UPDATE: This issue has reared its head again this year (2010). Check out Terrible Officiating in Auburn-Arkansas Game.

Last Year: Whether SEC referees are favoring the top 2 football teams in the conference this season has become a hot topic of controversy.

Personally, I don't think the officials calling the games are -- at least not intentionally. Being a ref in these high-speed; high pressure games is tough. The players are big, strong and fast. Things happen fast and quick calls have to be made. Refs are human, mistakes are going to be made. That's to be expected.

But it does seem there have been a number of blown calls this year in Alabama and Florida games and virtually all of them seem to have gone the way of the favored Alabama Crimson Tide or Florida Gators. Is that coincidence or something else?

Off the top of my head I can recall very questionable, if not outright bad, calls in the Florida - Arkansas and Florida - Mississippi State games. Similarly, controversial calls were made in the Alabama - Tennessee and Alabama - LSU games. I'm sure there have been others as well. And, they all seem to have gone in favor of Alabama and Florida.

The sinister motive ascribed to the refs by some is that somehow the mightly SEC has determined that it is financially beneficial if its top teams continue to win and march their way to BCS bowl games, including the BCS National Championship game. You can read about the financial benefits to the major college football conferences of getting BCS bowl bids at BCS Controversy.

Anyway, the inference is that somehow the Southeastern Conference "powers that be" have communicated to the SEC paid refs that they should do what's needed to ensure Bama and Florida win -- if possible.

That seems very far-fetched and unlikely to me.

However, a much more reasonable explanation involves human nature. That is that refs come into the games with the mindset that Alabama and Florida are the better teams. In fact, this is a reasonable thing to think. Certainly, the odds makers agree.

And, so, subconsciously the referees are affected by that preconceived mindset to assume in close calls -- when the call is not clear -- that it's more likely than not that the Alabama or Florida player should get the call.
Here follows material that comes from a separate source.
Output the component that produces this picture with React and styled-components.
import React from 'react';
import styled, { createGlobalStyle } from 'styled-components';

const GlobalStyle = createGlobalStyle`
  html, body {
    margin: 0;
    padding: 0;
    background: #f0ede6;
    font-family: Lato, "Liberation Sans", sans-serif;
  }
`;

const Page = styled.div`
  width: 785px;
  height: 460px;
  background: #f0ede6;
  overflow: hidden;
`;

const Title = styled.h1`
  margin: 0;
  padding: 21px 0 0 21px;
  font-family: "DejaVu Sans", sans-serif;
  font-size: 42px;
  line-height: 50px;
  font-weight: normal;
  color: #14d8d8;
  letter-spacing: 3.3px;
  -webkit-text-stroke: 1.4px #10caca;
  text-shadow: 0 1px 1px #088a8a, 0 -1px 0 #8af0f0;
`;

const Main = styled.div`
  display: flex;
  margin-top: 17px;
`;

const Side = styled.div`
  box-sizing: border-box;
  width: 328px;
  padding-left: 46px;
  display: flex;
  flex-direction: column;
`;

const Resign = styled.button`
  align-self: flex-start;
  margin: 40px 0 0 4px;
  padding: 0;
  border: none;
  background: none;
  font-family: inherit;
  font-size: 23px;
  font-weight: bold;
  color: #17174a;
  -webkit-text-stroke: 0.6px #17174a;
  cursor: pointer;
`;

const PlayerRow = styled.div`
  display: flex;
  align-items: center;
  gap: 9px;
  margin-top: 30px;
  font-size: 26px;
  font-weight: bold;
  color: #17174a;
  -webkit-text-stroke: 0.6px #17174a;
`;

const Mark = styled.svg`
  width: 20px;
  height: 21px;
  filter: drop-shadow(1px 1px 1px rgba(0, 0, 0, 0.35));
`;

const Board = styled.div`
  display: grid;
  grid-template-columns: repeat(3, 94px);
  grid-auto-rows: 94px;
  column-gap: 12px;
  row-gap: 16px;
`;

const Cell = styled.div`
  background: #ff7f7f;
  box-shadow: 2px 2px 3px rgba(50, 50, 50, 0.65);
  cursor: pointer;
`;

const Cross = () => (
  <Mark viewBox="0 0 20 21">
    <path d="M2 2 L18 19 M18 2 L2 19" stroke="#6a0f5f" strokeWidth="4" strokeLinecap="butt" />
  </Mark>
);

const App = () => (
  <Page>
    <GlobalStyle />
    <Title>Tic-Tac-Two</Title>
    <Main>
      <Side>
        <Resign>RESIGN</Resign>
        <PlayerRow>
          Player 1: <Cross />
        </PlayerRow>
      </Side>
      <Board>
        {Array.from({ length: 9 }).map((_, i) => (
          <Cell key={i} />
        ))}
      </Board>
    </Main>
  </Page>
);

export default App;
Also, most of these games (with the exception of Mississippi State) have been played at Florida Field or Bryant-Denny. Thus, again, a natural home-field advantage, ref reluctance to call against the home team could also play a role.

Anyway, it's certainly not clear what, if anything, in particular is "going on" or "needs to be done." Maybe nothing; maybe something. Favoritism?

One thing for sure -- it would be really, really good if some close calls could go the underdog's way over the next few weeks.

Here are some comments that have been made by SEC Sports Fans about particular SEC Referee Bias Issues. You'll see a bunch of them about the controversial Arkansas - Florida game.

[Besides the bad calls, we also have the issues that sprung from them -- like the "Kiffin Rule" that now the SEC says it has zero tolerance for criticism of refs. This rule resulted from Lane Kiffin's criticism of the officiating in the Tennessee - Alabama game. Other coaches have made similar critical comments of SEC officiating -- including Arkansas coach Bobby Petrino and Miss. State coach Dan Mullen. Now, any criticism by any coach or member of an SEC football team staff -- will result in an automatic fine and/or suspension. In fact a fine was already handed out to Florida coach Urban Meyer. Is the SEC too overbearing?]